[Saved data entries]
----

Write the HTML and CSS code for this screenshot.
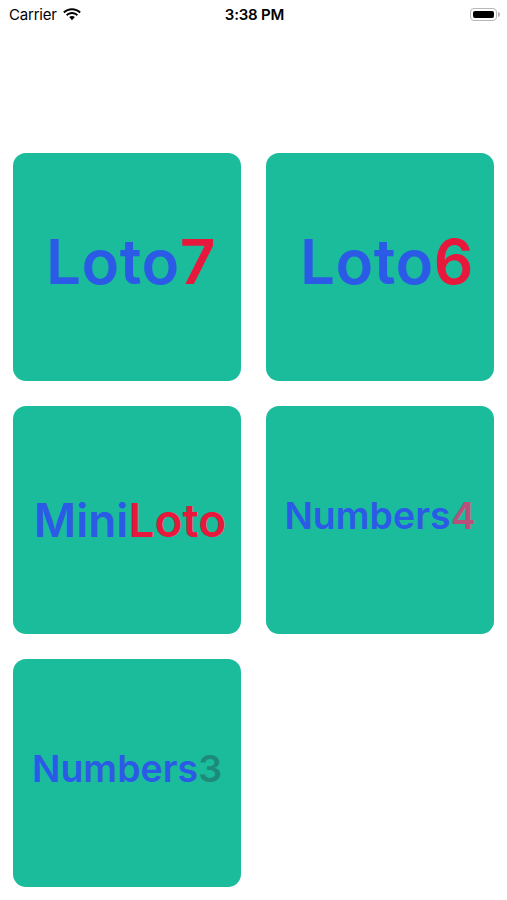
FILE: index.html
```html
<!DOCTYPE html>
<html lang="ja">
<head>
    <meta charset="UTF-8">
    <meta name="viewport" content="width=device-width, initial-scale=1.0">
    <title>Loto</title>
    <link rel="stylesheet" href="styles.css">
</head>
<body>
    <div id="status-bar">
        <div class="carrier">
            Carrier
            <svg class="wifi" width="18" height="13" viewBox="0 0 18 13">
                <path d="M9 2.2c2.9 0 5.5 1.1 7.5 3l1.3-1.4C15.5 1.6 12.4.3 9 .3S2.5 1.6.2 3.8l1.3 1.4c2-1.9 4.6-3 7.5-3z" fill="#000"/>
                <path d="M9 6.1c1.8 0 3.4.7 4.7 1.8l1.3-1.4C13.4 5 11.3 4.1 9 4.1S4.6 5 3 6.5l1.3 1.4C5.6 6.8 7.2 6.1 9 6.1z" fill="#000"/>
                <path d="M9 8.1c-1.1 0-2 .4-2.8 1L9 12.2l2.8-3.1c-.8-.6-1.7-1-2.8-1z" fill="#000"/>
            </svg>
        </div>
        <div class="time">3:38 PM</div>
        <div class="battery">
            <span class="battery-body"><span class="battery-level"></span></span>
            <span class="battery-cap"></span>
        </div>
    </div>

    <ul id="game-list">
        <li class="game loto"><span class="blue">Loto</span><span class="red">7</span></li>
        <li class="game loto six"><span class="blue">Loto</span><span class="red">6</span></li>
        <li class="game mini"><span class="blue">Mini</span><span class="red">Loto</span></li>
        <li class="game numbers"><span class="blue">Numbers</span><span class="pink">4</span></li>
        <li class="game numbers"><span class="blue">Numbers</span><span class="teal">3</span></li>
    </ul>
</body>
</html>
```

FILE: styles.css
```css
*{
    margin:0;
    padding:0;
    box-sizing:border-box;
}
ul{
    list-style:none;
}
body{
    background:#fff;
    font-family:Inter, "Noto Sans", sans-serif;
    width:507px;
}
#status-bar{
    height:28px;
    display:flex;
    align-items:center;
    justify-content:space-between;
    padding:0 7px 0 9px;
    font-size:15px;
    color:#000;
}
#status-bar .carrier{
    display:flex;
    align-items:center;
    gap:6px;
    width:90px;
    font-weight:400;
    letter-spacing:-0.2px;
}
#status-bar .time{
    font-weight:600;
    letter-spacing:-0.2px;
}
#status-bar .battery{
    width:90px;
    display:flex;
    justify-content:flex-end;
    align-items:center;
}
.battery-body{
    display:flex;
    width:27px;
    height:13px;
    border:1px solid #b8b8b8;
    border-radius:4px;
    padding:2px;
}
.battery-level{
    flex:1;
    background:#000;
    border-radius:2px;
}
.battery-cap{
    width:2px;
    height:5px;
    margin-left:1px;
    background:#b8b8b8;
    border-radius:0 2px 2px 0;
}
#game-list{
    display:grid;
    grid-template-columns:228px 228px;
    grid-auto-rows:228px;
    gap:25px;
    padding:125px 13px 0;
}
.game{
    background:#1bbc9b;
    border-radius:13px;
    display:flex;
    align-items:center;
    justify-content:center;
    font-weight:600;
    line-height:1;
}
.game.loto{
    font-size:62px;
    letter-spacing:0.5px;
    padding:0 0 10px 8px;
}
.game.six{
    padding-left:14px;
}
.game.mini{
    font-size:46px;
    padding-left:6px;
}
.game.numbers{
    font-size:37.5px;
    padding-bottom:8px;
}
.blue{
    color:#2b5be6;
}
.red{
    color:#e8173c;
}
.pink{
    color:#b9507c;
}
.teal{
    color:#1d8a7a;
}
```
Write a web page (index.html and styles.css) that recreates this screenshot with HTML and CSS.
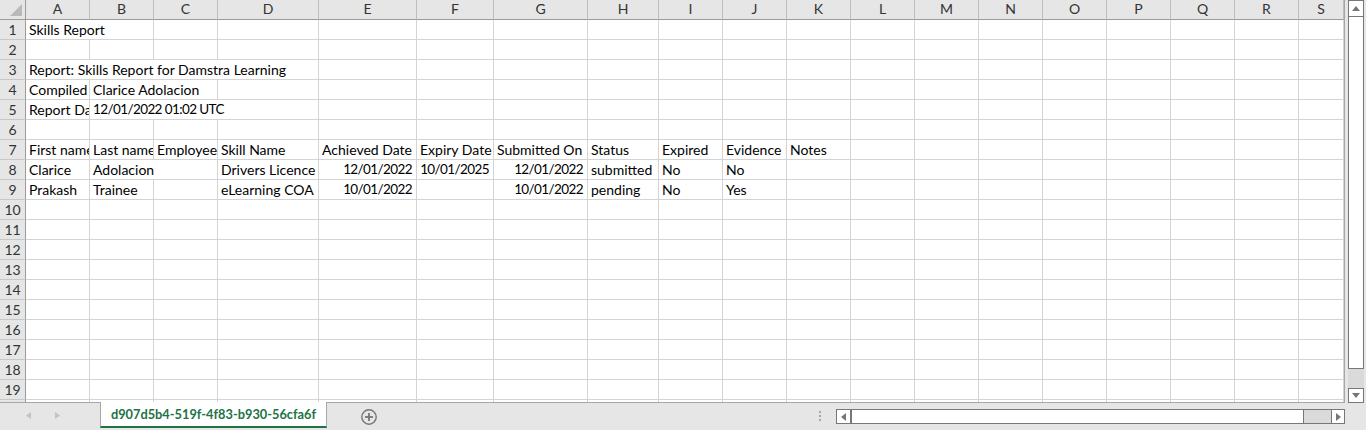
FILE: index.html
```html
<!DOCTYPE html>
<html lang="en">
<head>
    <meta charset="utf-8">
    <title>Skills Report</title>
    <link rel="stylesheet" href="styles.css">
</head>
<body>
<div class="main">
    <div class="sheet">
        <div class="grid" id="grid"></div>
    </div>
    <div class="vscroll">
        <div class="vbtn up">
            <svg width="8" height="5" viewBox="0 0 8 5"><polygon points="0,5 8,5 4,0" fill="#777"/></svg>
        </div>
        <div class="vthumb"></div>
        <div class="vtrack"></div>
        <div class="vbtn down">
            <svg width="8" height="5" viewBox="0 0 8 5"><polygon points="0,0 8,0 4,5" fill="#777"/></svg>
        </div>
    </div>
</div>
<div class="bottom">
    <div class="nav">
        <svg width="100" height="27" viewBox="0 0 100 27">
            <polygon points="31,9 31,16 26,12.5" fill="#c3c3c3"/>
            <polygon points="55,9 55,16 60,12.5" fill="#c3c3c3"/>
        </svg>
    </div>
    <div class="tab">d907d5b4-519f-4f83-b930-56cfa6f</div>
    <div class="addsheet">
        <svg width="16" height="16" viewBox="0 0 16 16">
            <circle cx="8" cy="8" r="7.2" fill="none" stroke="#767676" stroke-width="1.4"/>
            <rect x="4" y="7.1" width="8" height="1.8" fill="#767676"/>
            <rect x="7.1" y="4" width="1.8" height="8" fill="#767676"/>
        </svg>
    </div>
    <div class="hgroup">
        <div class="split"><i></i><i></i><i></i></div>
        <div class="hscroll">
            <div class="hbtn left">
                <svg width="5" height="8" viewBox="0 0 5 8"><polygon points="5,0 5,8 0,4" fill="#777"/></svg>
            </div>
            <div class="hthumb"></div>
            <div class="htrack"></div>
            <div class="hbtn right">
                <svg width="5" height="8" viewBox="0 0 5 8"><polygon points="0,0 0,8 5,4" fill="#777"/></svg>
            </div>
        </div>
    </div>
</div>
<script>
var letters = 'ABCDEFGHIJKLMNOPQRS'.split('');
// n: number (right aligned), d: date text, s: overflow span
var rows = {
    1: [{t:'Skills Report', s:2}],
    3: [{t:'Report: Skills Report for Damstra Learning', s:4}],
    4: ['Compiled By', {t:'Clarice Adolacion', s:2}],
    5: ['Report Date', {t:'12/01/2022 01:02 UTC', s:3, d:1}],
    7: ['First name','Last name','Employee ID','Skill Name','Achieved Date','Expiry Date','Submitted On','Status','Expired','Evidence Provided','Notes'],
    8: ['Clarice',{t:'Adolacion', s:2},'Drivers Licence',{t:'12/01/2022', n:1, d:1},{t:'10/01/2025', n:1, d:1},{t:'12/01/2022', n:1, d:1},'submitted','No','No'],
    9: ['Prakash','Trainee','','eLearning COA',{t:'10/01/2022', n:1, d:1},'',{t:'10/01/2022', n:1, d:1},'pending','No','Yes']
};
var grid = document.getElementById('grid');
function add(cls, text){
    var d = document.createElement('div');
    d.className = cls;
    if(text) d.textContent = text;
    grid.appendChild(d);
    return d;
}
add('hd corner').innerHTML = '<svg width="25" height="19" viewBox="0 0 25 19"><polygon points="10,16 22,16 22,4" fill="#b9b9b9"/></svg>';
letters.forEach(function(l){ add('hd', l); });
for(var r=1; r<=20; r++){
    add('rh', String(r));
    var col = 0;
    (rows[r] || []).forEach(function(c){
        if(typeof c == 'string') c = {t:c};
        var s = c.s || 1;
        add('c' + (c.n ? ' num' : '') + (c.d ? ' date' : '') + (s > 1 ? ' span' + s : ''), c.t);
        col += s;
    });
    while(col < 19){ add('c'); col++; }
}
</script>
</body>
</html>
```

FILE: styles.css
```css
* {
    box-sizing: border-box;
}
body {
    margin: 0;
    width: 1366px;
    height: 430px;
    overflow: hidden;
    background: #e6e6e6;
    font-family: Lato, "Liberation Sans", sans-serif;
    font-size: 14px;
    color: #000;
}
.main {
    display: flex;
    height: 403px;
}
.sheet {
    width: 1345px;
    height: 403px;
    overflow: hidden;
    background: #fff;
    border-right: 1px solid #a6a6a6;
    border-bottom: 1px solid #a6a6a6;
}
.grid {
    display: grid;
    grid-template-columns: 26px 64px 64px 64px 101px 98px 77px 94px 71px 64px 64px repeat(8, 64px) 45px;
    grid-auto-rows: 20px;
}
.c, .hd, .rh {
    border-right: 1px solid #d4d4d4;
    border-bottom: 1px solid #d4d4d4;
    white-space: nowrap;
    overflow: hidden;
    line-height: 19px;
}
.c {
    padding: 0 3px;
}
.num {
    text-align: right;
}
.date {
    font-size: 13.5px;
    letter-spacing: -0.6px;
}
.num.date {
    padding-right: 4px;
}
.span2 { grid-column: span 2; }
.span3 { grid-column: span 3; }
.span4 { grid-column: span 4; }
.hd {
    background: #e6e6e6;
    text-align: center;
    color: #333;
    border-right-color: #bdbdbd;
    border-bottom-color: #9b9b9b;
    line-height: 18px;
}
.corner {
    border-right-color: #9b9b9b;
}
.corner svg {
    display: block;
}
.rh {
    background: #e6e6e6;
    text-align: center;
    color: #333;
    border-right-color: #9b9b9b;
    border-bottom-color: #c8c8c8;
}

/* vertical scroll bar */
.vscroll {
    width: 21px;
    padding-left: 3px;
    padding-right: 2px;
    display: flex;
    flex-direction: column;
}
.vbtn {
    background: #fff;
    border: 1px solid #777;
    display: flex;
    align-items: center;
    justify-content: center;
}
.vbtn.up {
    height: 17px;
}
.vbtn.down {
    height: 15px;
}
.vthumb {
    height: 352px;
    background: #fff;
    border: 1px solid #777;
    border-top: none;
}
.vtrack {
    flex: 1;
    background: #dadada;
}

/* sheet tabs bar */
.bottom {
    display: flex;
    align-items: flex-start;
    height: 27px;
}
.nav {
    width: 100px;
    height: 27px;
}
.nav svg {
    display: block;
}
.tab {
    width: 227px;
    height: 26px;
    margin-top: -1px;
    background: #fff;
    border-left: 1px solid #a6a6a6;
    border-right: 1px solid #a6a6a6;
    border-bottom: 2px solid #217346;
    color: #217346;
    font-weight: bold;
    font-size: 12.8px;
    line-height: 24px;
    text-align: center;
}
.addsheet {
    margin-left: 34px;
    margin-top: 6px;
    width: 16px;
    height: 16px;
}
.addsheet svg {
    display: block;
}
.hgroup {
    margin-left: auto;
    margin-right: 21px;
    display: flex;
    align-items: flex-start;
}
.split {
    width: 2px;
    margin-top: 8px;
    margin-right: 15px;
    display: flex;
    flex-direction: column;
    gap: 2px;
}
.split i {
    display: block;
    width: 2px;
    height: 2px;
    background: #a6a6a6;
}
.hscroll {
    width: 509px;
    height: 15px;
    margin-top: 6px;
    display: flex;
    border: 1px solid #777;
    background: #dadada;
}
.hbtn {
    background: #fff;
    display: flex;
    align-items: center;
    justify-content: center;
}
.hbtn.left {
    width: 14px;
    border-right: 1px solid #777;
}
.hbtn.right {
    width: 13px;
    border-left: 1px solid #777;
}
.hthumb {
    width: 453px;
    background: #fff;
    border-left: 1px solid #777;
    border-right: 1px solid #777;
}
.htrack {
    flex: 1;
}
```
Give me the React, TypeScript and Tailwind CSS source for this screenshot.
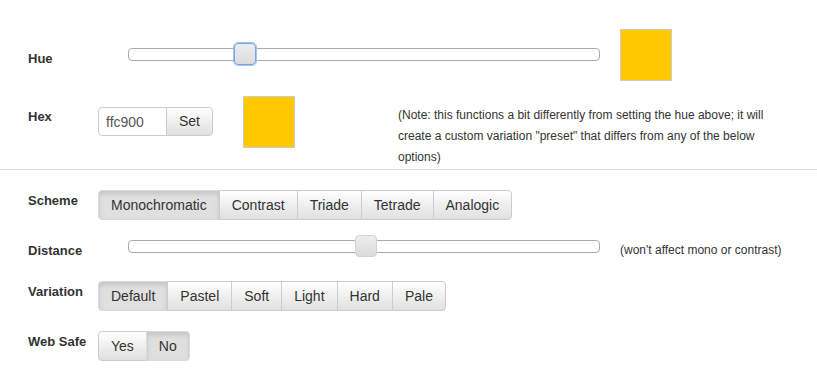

----

Given request
Copy each line that contains the word "Write".

Answer to the problem
Write the HTML and CSS code for this screenshot.
Write a web page (index.html and styles.css) that recreates this screenshot with HTML and CSS.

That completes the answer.